Book Review | Yellowface

Can’t believe it’s taken me this long to get to this book.


Yellowface
R. F. Kuang

Authors June Hayward and Athena Liu were supposed to be twin rising stars: same year at Yale, same debut year in publishing. But Athena’s a cross-genre literary darling, and June didn’t even get a paperback release. Nobody wants stories about basic white girls, June thinks.

So when June witnesses Athena’s death in a freak accident, she acts on impulse: she steals Athena’s just-finished masterpiece, an experimental novel about the unsung contributions of Chinese laborers to the British and French war efforts during World War I.
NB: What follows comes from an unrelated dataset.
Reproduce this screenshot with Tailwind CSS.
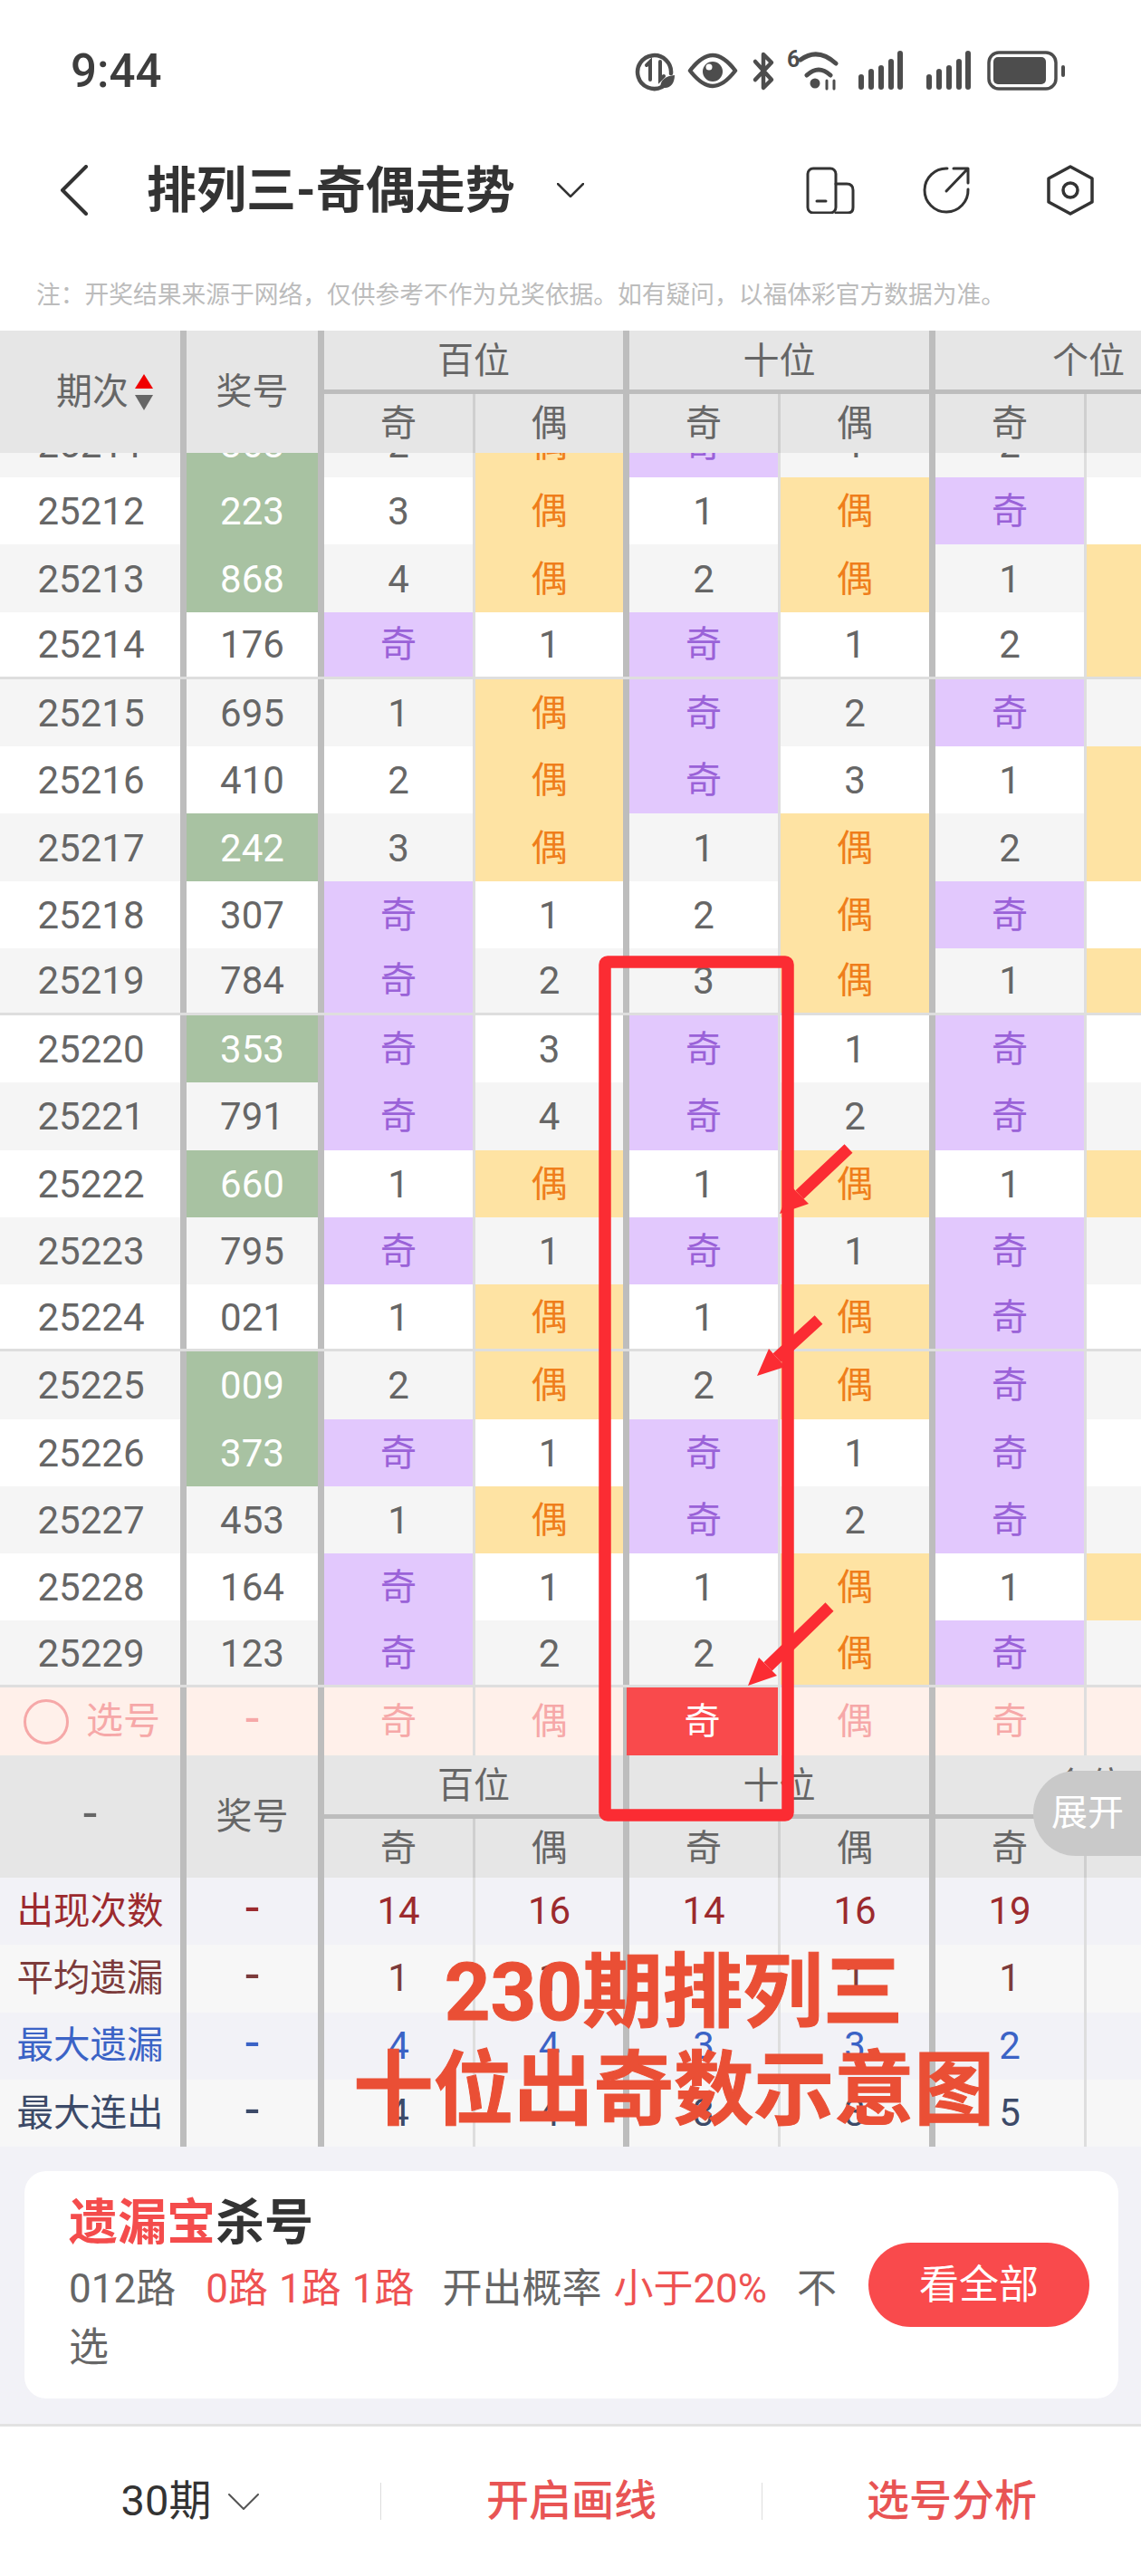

So what if June edits Athena’s novel and sends it to her agent as her own work? So what if she lets her new publisher rebrand her as Juniper Song–complete with an ambiguously ethnic author photo? Doesn’t this piece of history deserve to be told, whoever the teller? That’s what June claims, and the New York Times bestseller list seems to agree.

But June can’t get away from Athena’s shadow, and emerging evidence threatens to bring June’s (stolen) success down around her. As June races to protect her secret, she discovers exactly how far she will go to keep what she thinks she deserves.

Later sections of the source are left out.